Look, I know every Dodger fan is tired of being left bereft of a World Series title. Depending on your age, you’ve gone either 30 years of your life or forever without one. It goes without saying that there is no goal more paramount than October glory.

But I do think there is something that is just as valuable, or quite nearly just, that’s right under our noses, that we’re in peril of taking it for granted. And that’s having one of the greatest players in the history of the game to call your very own, to share with no one, to sustain you through the dark times and to cherish for the rest of your lives — and to be on that journey from start to finish.

Take the Cubs, whose World Series drought from 1909-2015 makes the current Dodger dilemma look like toddlers’ play. About 45 years into their walkabout, the Cubs watched Ernie Banks begin one of the great baseball careers in history. He won back-to-back MVP awards in 1958-59, and racked up his third straight season of at least 40 homers in 1960. Thanks to his accomplishments on the field as well as the sheer force of his joyful personality, Banks was nicknamed, pure and simple, Mr. Cub.

In that time, Chicago not only didn’t play in the postseason, they never once had a winning season.

Now, this was an era in which players didn’t have the leverage of free agency. Moreover, Banks wasn’t a pitcher, and the only serious worry he had about his future was making a move from shortstop to first base in the 1960s. Nevertheless, the Cubs could have easily surmised that they weren’t close to winning the World Series with Banks in his 20s, and they probably wouldn’t get that much closer in his 30s. If they had traded him at his peak, maybe they could have gotten a package that would given them a big leap forward.

Of course, the Cubs didn’t do that, and not until their near-miss in 1969, Banks’ last season as a regular, did they even finish within 10 games of first place in the National League. The Ernie Banks era, as far as the World Series was concerned, was a total washout for Cub fans …

… except for one thing. They had Ernie Banks. 

They had their franchise player. Year after year, they racked up memories and deepened their connection with their guy. They lived in wedded bliss, and nothing, not even death, could do them part.

It was a love affair that, I would argue, was so profound that it became at least as valuable as a World Series title. (That’s something, by the way, that Angels fans should certainly bear in mind with Mike Trout.)

With that, let us return to the West Coast and the present. In significant ways, it’s different for Clayton Kershaw. As I acknowledged before, we’re looking at a pitcher in 2019, not a position player in 1959. Kershaw is dimensionally more expensive to retain, and dimensionally riskier on top of that.  He has also pitched long enough with the Dodgers at such a dominant level that (unlike Mike Piazza, for example) there is already no realistic scenario in which Kershaw won’t end another long drought, becoming the first Hall of Famer inducted with a Dodger cap on his plaque since Don Sutton in 1998. He has already made his mark and then some.

We have spent 12 years and three months with Clayton Kershaw in the Dodger organization, and the ride has been just a hair short of perfection.
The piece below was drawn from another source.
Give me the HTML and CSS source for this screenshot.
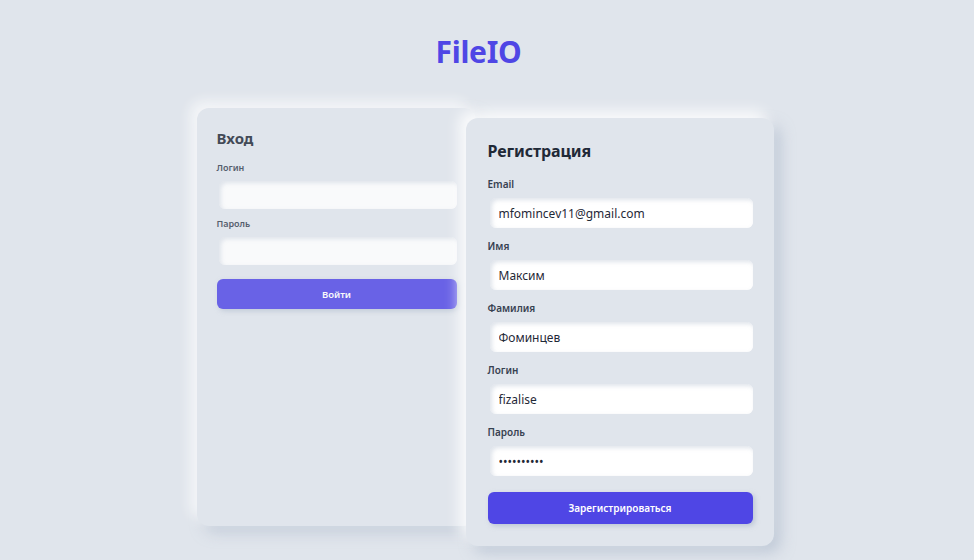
FILE: index.html
```html
<!DOCTYPE html>
<html lang="ru">
<head>
<meta charset="utf-8">
<title>FileIO</title>
<link rel="stylesheet" href="styles.css">
</head>
<body>
<header class="header"><h1 class="logo">FileIO</h1></header>
<main class="cards">
  <section class="card card-login">
    <h2 class="card-title">Вход</h2>
    <div class="field">
      <label class="label">Логин</label>
      <input class="input" type="text" value="">
    </div>
    <div class="field">
      <label class="label">Пароль</label>
      <input class="input" type="password" value="">
    </div>
    <button class="btn">Войти</button>
  </section>
  <section class="card card-register">
    <h2 class="card-title">Регистрация</h2>
    <div class="field">
      <label class="label">Email</label>
      <input class="input" type="text" value="mfomincev11@gmail.com">
    </div>
    <div class="field">
      <label class="label">Имя</label>
      <input class="input" type="text" value="Максим">
    </div>
    <div class="field">
      <label class="label">Фамилия</label>
      <input class="input" type="text" value="Фоминцев">
    </div>
    <div class="field">
      <label class="label">Логин</label>
      <input class="input" type="text" value="fizalise">
    </div>
    <div class="field">
      <label class="label">Пароль</label>
      <input class="input" type="password" value="1234567890">
    </div>
    <button class="btn">Зарегистрироваться</button>
  </section>
</main>
</body>
</html>
```
FILE: styles.css
```css
* { box-sizing: border-box; }
html, body { margin: 0; padding: 0; }
body {
  background: #e0e5ec;
  font-family: "Noto Sans", "Open Sans", sans-serif;
  width: 974px;
  height: 560px;
  overflow: hidden;
}
.header {
  padding-top: 32px;
  padding-right: 17px;
  display: flex;
  justify-content: center;
}
.logo {
  margin: 0;
  font-size: 30px;
  line-height: 40px;
  font-weight: 700;
  color: #4f46e5;
  letter-spacing: -0.3px;
}
.cards {
  margin-top: 36px;
  padding-right: 4px;
  display: flex;
  justify-content: center;
  align-items: flex-start;
}
.card {
  background: #e0e5ec;
  border-radius: 12px;
  display: flex;
  flex-direction: column;
  box-shadow: -7px -7px 14px rgba(255,255,255,0.85), 7px 7px 14px rgba(163,177,198,0.5);
}
.card-login {
  width: 279px;
  height: 418px;
  padding: 20px 19px 20px 20px;
  opacity: 0.82;
}
.card-register {
  position: relative;
  width: 308px;
  margin-top: 10px;
  margin-left: -10px;
  padding: 22px 21px 22px 22px;
}
.card-title {
  margin: 0;
  font-weight: 700;
  color: #1f2937;
}
.card-login .card-title { font-size: 15px; line-height: 20px; margin-bottom: 14px; }
.card-register .card-title { font-size: 16px; line-height: 22px; margin-bottom: 15px; letter-spacing: -0.1px; }
.field { display: flex; flex-direction: column; }
.label {
  font-weight: 600;
  color: #374151;
}
.card-login .label { font-size: 9px; line-height: 12px; margin-bottom: 7px; }
.card-register .label { font-size: 10px; line-height: 14px; margin-bottom: 7px; }
.input {
  border: none;
  outline: none;
  background: #ffffff;
  border-radius: 6px;
  font-family: inherit;
  color: #1f2937;
  box-shadow: inset 2px 2px 4px rgba(163,177,198,0.35), inset -2px -2px 4px rgba(255,255,255,0.9);
}
.card-login .input { height: 28px; margin-bottom: 9px; margin-left: 2px; width: calc(100% - 2px); }
.card-register .input { height: 30px; margin-bottom: 11px; padding-left: 9px; font-size: 12px; margin-left: 2px; width: calc(100% - 2px); }
.card-register .field:last-of-type .input { margin-bottom: 16px; }
.card-login .field:last-of-type .input { margin-bottom: 14px; }
.btn {
  border: none;
  background: #4f46e5;
  color: #ffffff;
  font-family: inherit;
  font-weight: 600;
  border-radius: 6px;
  box-shadow: 2px 2px 5px rgba(163,177,198,0.6);
}
.card-login .btn { height: 30px; font-size: 9.5px; }
.card-register .btn { height: 32px; font-size: 10px; }
```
The only blemish is the postseason, a burden which continues to rest disproportionately on his shoulders (come October, if the Dodgers make the playoffs, I’ll remind you why) but that he bears with forthrightness and grace. Regardless, from the day he was drafted in June 2006 with such promise after the worst Dodger season in a generation, to the day he unleashed Public Enemy No. 1 in front of Vin Scully, to his development as the preeminent pitcher of this century — Clayton Kershaw has obviously been the best thing to happen to this franchise since 1988.

Of course, I wish the Dodgers had already won the World Series with Kershaw, and it may well haunt me for the rest of my life how close they came in 2017 to doing so.

But if given a choice, I would not trade the pleasure of the past 13 professional seasons of Clayton Kershaw for a World Series title that came with no one like him. I wouldn’t do it. For so long now, I hug my delight in this brilliant pitcher so close to my blue-bleeding heart, that as badly as I want to celebrate at the end of a postseason, I treasure what Kershaw has given us at least as intensely. It isn’t the same sensation of Orel Hershiser (or Steve Howe, for that matter) in triumphal pose after the final out of the Fall Classic, but it is every bit as meaningful to me, in much the same way that having Vin Scully describing the action of my favorite team will always be more important than any championship.

Kershaw might not ever match Sandy Koufax in World Series wins, but he is every bit as important to the franchise today as Koufax was half a century ago. For Kershaw to leave the Dodgers now would only diminish that, and I find that seriously unsettling.

Perhaps, despite a bumpier ride in 2018, the Dodgers will surprise us all, as they did 30 years ago, and win a World Series that at one point seemed out of reach. However, if they don’t, I’m not ready to get off this ride. I’ve booked lifetime passage on the good ship Clayton Kershaw, reserving a cabin with a view on the Dodger deck, and I will sail as far as it will take me.